(Records excerpted from a collection)
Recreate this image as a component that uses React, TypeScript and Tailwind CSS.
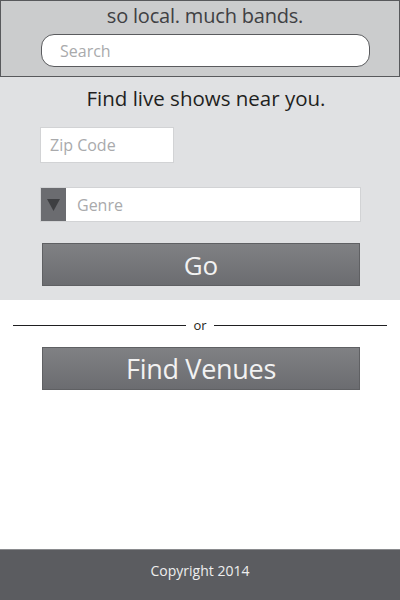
import React from "react";

export default function App() {
    return (
        <div className="w-[400px] h-[600px] flex flex-col bg-white font-['Open_Sans',sans-serif]">
            {/* Header */}
            <div className="h-[77px] shrink-0 bg-[#cbcccd] border border-[#58595c] flex flex-col">
                <h1 className="mt-[3px] pl-[10px] text-center text-[20px] leading-[24px] text-[#3f4043] tracking-[-0.2px]">so local. much bands.</h1>
                <div className="mt-[6px] ml-[40px] w-[329px] h-[33px] bg-white border border-[#5a5b5e] rounded-[13px] flex items-center pl-[18px]">
                    <span className="text-[16px] text-[#a9aaac]">Search</span>
                </div>
            </div>

            {/* Search form */}
            <div className="h-[223px] shrink-0 bg-[#e0e1e3] flex flex-col">
                <p className="mt-[8px] pl-[12px] text-center text-[20.5px] leading-[26px] text-[#1f1f21]">Find live shows near you.</p>
                <div className="mt-[16px] ml-[40px] w-[134px] h-[36px] bg-white border border-[#d2d3d5] flex items-center pl-[9px]">
                    <span className="text-[16px] text-[#a9aaac]">Zip Code</span>
                </div>
                <div className="mt-[24px] ml-[40px] w-[321px] h-[35px] bg-white border border-[#d2d3d5] flex items-center">
                    <div className="w-[25px] h-full bg-[#6b6c70] flex items-center justify-center">
                        <svg width="13" height="12" viewBox="0 0 13 12">
                            <path d="M0 0 L13 0 L6.5 12 Z" fill="#3e3f42" />
                        </svg>
                    </div>
                    <span className="ml-[11px] text-[16px] text-[#a9aaac]">Genre</span>
                </div>
                <button className="mt-[21px] ml-[42px] w-[318px] h-[43px] bg-gradient-to-t from-[#6b6c70] to-[#808184] border border-[#5f6063] flex items-center justify-center">
                    <span className="text-[26px] text-[#f2f2f2] leading-none">Go</span>
                </button>
            </div>

            {/* Alt */}
            <div className="flex-1 flex flex-col">
                <div className="mt-[17px] flex items-center px-[13px] gap-[7px]">
                    <div className="flex-1 h-px bg-[#1f1f21]" />
                    <span className="text-[13px] leading-[16px] text-[#1f1f21]">or</span>
                    <div className="flex-1 h-px bg-[#1f1f21]" />
                </div>
                <button className="mt-[14px] ml-[42px] w-[318px] h-[43px] bg-gradient-to-t from-[#6b6c70] to-[#808184] border border-[#5f6063] flex items-center justify-center">
                    <span className="text-[27px] text-[#f2f2f2] leading-none tracking-[-0.3px]">Find Venues</span>
                </button>
            </div>

            {/* Footer */}
            <div className="h-[51px] shrink-0 bg-[#5b5c60] border-t border-[#8a8b8e] flex items-center justify-center">
                <span className="text-[14px] text-[#eeeeee] pb-[10px]">Copyright 2014</span>
            </div>
        </div>
    );
}
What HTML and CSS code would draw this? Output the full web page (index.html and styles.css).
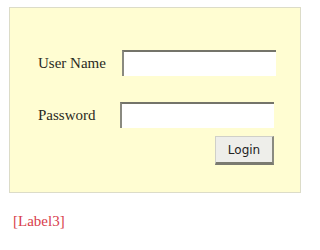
FILE: index.html
```html
<!DOCTYPE html>
<html>
<head>
    <meta charset="utf-8">
    <title>Login</title>
    <link rel="stylesheet" href="styles.css">
</head>
<body>
    <div class="login-box">
        <div class="row">
            <label class="caption">User Name</label>
            <input class="field" type="text">
        </div>
        <div class="row second">
            <label class="caption">Password</label>
            <input class="field" type="password">
        </div>
        <div class="actions">
            <button class="login">Login</button>
        </div>
    </div>
    <div class="message">[Label3]</div>
</body>
</html>
```

FILE: styles.css
```css
html,
body {
    margin: 0;
    padding: 0;
    background: #fff;
}

body {
    font-family: "Liberation Serif", "Times New Roman", serif;
    padding: 7px 0 0 9px;
}

.login-box {
    width: 292px;
    height: 186px;
    box-sizing: border-box;
    background-color: #fffdd2;
    border: 1px solid #dcdcc8;
    padding: 42px 0 0 28px;
}

.row {
    display: flex;
    align-items: center;
    height: 26px;
}

.row.second {
    margin-top: 26px;
}

.caption {
    font-size: 15px;
    color: #2a2a1e;
    width: 84px;
}

.row.second .caption {
    width: 82px;
}

.field {
    width: 154px;
    height: 26px;
    box-sizing: border-box;
    margin: 0;
    padding: 0;
    background: #fff;
    border: none;
    border-top: 2px solid #74746a;
    border-left: 2px solid #8a8a80;
}

.actions {
    display: flex;
    justify-content: flex-end;
    width: 236px;
    margin-top: 8px;
}

.login {
    width: 59px;
    height: 29px;
    box-sizing: border-box;
    padding: 0;
    font-family: "DejaVu Sans", Tahoma, sans-serif;
    font-size: 12px;
    color: #222;
    background: #eeeeea;
    border: 1px solid #d0d0c8;
    border-right: 2px solid #8a8a80;
    border-bottom: 3px solid #7a7a70;
}

.message {
    margin: 20px 0 0 4px;
    font-size: 15px;
    color: #d8404c;
}
```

__REQUIRED TASK__
Output the data above without changes, apart from leaving out the pictures.

__RESPONSE TO THIS EXERCISE__
Recreate this image as a component that uses React, TypeScript and Tailwind CSS.
import React from "react";

export default function App() {
    return (
        <div className="w-[400px] h-[600px] flex flex-col bg-white font-['Open_Sans',sans-serif]">
            {/* Header */}
            <div className="h-[77px] shrink-0 bg-[#cbcccd] border border-[#58595c] flex flex-col">
                <h1 className="mt-[3px] pl-[10px] text-center text-[20px] leading-[24px] text-[#3f4043] tracking-[-0.2px]">so local. much bands.</h1>
                <div className="mt-[6px] ml-[40px] w-[329px] h-[33px] bg-white border border-[#5a5b5e] rounded-[13px] flex items-center pl-[18px]">
                    <span className="text-[16px] text-[#a9aaac]">Search</span>
                </div>
            </div>

            {/* Search form */}
            <div className="h-[223px] shrink-0 bg-[#e0e1e3] flex flex-col">
                <p className="mt-[8px] pl-[12px] text-center text-[20.5px] leading-[26px] text-[#1f1f21]">Find live shows near you.</p>
                <div className="mt-[16px] ml-[40px] w-[134px] h-[36px] bg-white border border-[#d2d3d5] flex items-center pl-[9px]">
                    <span className="text-[16px] text-[#a9aaac]">Zip Code</span>
                </div>
                <div className="mt-[24px] ml-[40px] w-[321px] h-[35px] bg-white border border-[#d2d3d5] flex items-center">
                    <div className="w-[25px] h-full bg-[#6b6c70] flex items-center justify-center">
                        <svg width="13" height="12" viewBox="0 0 13 12">
                            <path d="M0 0 L13 0 L6.5 12 Z" fill="#3e3f42" />
                        </svg>
                    </div>
                    <span className="ml-[11px] text-[16px] text-[#a9aaac]">Genre</span>
                </div>
                <button className="mt-[21px] ml-[42px] w-[318px] h-[43px] bg-gradient-to-t from-[#6b6c70] to-[#808184] border border-[#5f6063] flex items-center justify-center">
                    <span className="text-[26px] text-[#f2f2f2] leading-none">Go</span>
                </button>
            </div>

            {/* Alt */}
            <div className="flex-1 flex flex-col">
                <div className="mt-[17px] flex items-center px-[13px] gap-[7px]">
                    <div className="flex-1 h-px bg-[#1f1f21]" />
                    <span className="text-[13px] leading-[16px] text-[#1f1f21]">or</span>
                    <div className="flex-1 h-px bg-[#1f1f21]" />
                </div>
                <button className="mt-[14px] ml-[42px] w-[318px] h-[43px] bg-gradient-to-t from-[#6b6c70] to-[#808184] border border-[#5f6063] flex items-center justify-center">
                    <span className="text-[27px] text-[#f2f2f2] leading-none tracking-[-0.3px]">Find Venues</span>
                </button>
            </div>

            {/* Footer */}
            <div className="h-[51px] shrink-0 bg-[#5b5c60] border-t border-[#8a8b8e] flex items-center justify-center">
                <span className="text-[14px] text-[#eeeeee] pb-[10px]">Copyright 2014</span>
            </div>
        </div>
    );
}
What HTML and CSS code would draw this? Output the full web page (index.html and styles.css).
FILE: index.html
```html
<!DOCTYPE html>
<html>
<head>
    <meta charset="utf-8">
    <title>Login</title>
    <link rel="stylesheet" href="styles.css">
</head>
<body>
    <div class="login-box">
        <div class="row">
            <label class="caption">User Name</label>
            <input class="field" type="text">
        </div>
        <div class="row second">
            <label class="caption">Password</label>
            <input class="field" type="password">
        </div>
        <div class="actions">
            <button class="login">Login</button>
        </div>
    </div>
    <div class="message">[Label3]</div>
</body>
</html>
```

FILE: styles.css
```css
html,
body {
    margin: 0;
    padding: 0;
    background: #fff;
}

body {
    font-family: "Liberation Serif", "Times New Roman", serif;
    padding: 7px 0 0 9px;
}

.login-box {
    width: 292px;
    height: 186px;
    box-sizing: border-box;
    background-color: #fffdd2;
    border: 1px solid #dcdcc8;
    padding: 42px 0 0 28px;
}

.row {
    display: flex;
    align-items: center;
    height: 26px;
}

.row.second {
    margin-top: 26px;
}

.caption {
    font-size: 15px;
    color: #2a2a1e;
    width: 84px;
}

.row.second .caption {
    width: 82px;
}

.field {
    width: 154px;
    height: 26px;
    box-sizing: border-box;
    margin: 0;
    padding: 0;
    background: #fff;
    border: none;
    border-top: 2px solid #74746a;
    border-left: 2px solid #8a8a80;
}

.actions {
    display: flex;
    justify-content: flex-end;
    width: 236px;
    margin-top: 8px;
}

.login {
    width: 59px;
    height: 29px;
    box-sizing: border-box;
    padding: 0;
    font-family: "DejaVu Sans", Tahoma, sans-serif;
    font-size: 12px;
    color: #222;
    background: #eeeeea;
    border: 1px solid #d0d0c8;
    border-right: 2px solid #8a8a80;
    border-bottom: 3px solid #7a7a70;
}

.message {
    margin: 20px 0 0 4px;
    font-size: 15px;
    color: #d8404c;
}
```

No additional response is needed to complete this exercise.